When we run the query, the expression 1.02 * Pages
is evaluated for each row. Expressions can use any of the fields, all of usual arithmetic operators, and a variety of common functions. (Exactly which ones depends on which database manager is being used.) For example, knowing that scanning two pages takes exactly 13 seconds, we can compute how many hours would be necessary to scan each Wiley book. Since this is an estimate, more than one decimal place doesn’t make much sense and so we use a rounding function:
SELECT Title, round(13/2*(1.02*Pages)/3600,1) FROM Works WHERE Publisher = "Wiley";
Title | round(13/2*(1.02*Pages)/3600,1) |
---|---|
SQL for dummies | |
Discovering SQL | 0.7 |
SQL bible | 1.5 |
SQL for dummies | 0.7 |
Beginning SQL | 0.9 |
SQL all-in-one | 1.2 |
Access 2013 all-in-one | 1.3 |
We can also combine values from different fields, for example by using the string concatenation operator ||
:
SELECT Personal || " " || Family FROM Authors LIMIT 5;
Personal || " " || Family |
---|
Kevin E. Kline |
Daniel Kline |
Brand Hunt |
Allen G. Taylor |
Brett McLaughlin |
Computing Scan Time for O’Reilly Titles
After further testing, we realize that the average time to scan every two pages of books published by O’Reilly is 25 seconds, because the operator seems to like reading a few paragraphs now and then. Fortunately, they do not suffer from the binding issue, though. Write a query that returns the number of hours necessary to scan each O’Reilly book, given those circumstances.
Unions
The UNION
operator combines the results of two queries:
SELECT * FROM Works WHERE Publisher='Peachpit' UNION SELECT * FROM Works WHERE Publisher='Faber & Faber';
Work_ID | Title | ISBN | Date | Place | Publisher | Edition | Pages |
---|---|---|---|---|---|---|---|
5 | Geek sublime | 9780571310302 | 2014 | London | Faber & Faber | 258 | |
9 | SQL | 0321334175 | 2005 | Berkeley | Peachpit | 2nd ed. | 460 |
Use UNION
to create a consolidated list of Wiley and O’Reilly titles, along with the estimated time it would take to digitize them according to the two formulas discussed above. The output should be something like:
Access 2013 all-in-one | 1.3 |
Beginning SQL | 0.9 |
Discovering SQL | 0.7 |
Learning SQL | 1.0 |
MySQL in a nutshell | 1.0 |
PHP & MySQL | 1.0 |
SQL all-in-one | 1.2 |
SQL bible | 1.5 |
SQL for dummies | |
SQL for dummies | 0.7 |
SQL in a nutshell | 1.0 |
SQL in a nutshell | 2.0 |
Using SQLite | 1.0 |
Using ISBNs for Collection Analysis
The Works
table contains ISBN numbers that are either in 10-digit or 13-digit format. The 13-digit numbers all start with the ‘978’ prefix. The two digits following the prefix (or the first two digits in ISBN-10) form the “registration group element” (to simplify: language or country), the next four digits are the “registrant element” (publisher) and the next three are the “publication element” (title). The last digit in both formats is a checksum character.
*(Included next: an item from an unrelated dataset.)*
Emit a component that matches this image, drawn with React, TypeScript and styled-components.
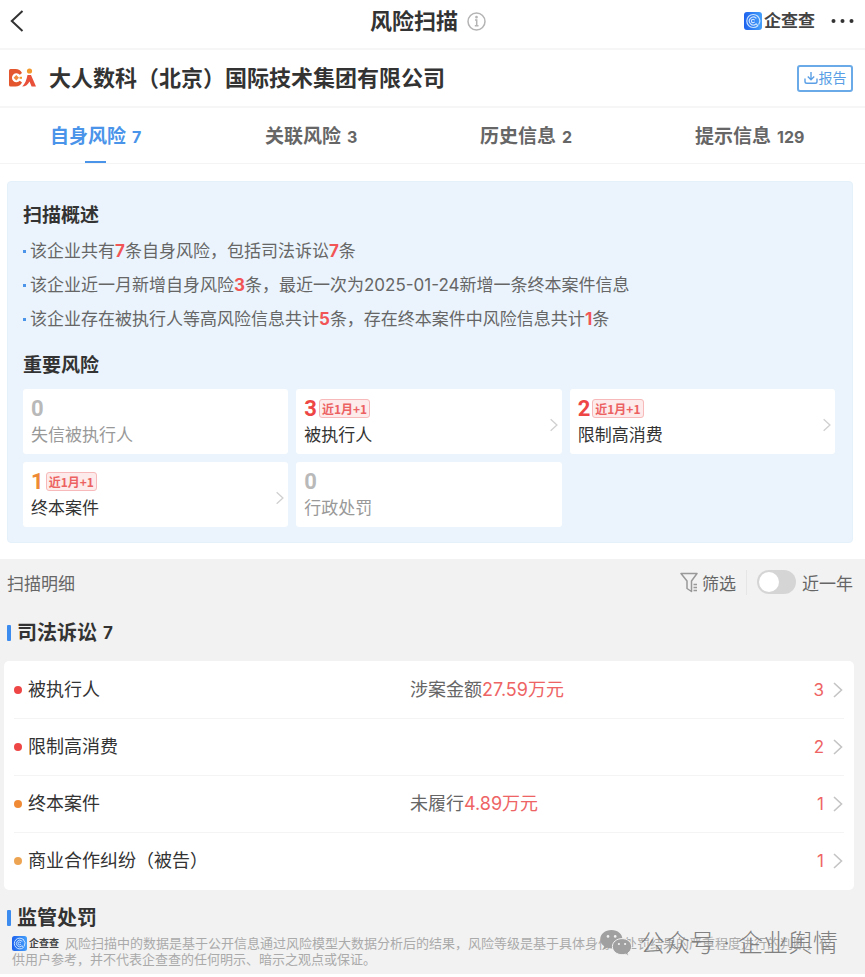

“ISBN Details” by Sakurambo at English Wikipedia - Own work, based on en::Image:ISBN Details.jpg. Licensed under CC BY-SA 3.0 via Wikimedia Commons.
The substring function substr(X, I, L)
returns the substring of X starting at index I and of length L (L is optional). The length()
function can be used in a WHERE
clause to test against the length of a field. Use these functions and the UNION
statement to output a list of publishers and the 4-digit publisher codes (registrant elements) appearing in the Works
table. The result should help dissolve whatever hope you still held on the usefulness of ISBNs for collection analysis…